Apple (AAPL) contributed to the decline in the QQQ, as it lost almost $30. The next good support for AAPL is in the $650 area.
After breaking its downtrend, the Nasdaq-100 A/D line (line b) reversed sharply, dropping back below its WMA. The more important support (line c) was tested last week. A decisive drop below this level would be a sign of weakness.
• Russell 2000 iShares Index (ARCA: IWM) ETF, representing the Russell 2000 index, ETF pulled back to retest the breakout level (line d), which is characteristic of a normal pullback. There is additional support at $80 with the uptrend (line e) in the $79.40 area.
The Russell 2000 A/D line also dropped back to test its WMA, but is still well above the August highs and further support. The former downtrend and the key uptrend (lines f and g) provide more important support.
Conclusion for the ETFs
As was expected in the past week, more Eurozone news put pressure on the stock market.
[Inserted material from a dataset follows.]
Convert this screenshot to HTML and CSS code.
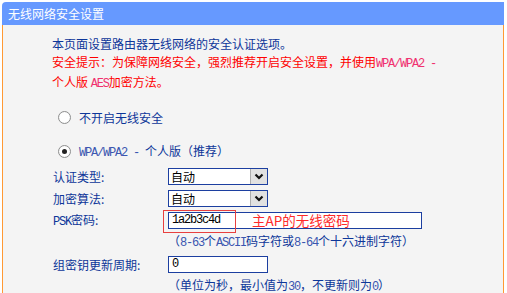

From a technical standpoint, most of the major U.S. indexes have drifted to their lower support trendlines, while key indicators like RSI and MACD have moderated. The move could either pave the way for another leg up after some profit taking, as a new wave of buying prepares to come into play, or a secular move downwards, if the support is broken.
The correction does not appear to be over, and if stocks fail to rally above last Thursday’s highs early in the week ahead, a deeper correction looks more likely.
Although, low volume in the past week relative to the volume during the uptrend, has continued to help support the bull case.
From a fundamental standpoint, a lot of the pricing action in the week ahead will likely be determined by the progress seen in the eurozone and economic indicators due out for the U.S. The U.S. ISM Manufacturing Index will set the tone on October 1, while the markets will closely watch jobless claims on October 4 and employment data on October 5.
Clearly, the short-term outlook favors a cautious approach for now, and be sure you have your stops in place.
October is a seasonally strong period, which suggests a better buying opportunity is likely in the weeks ahead.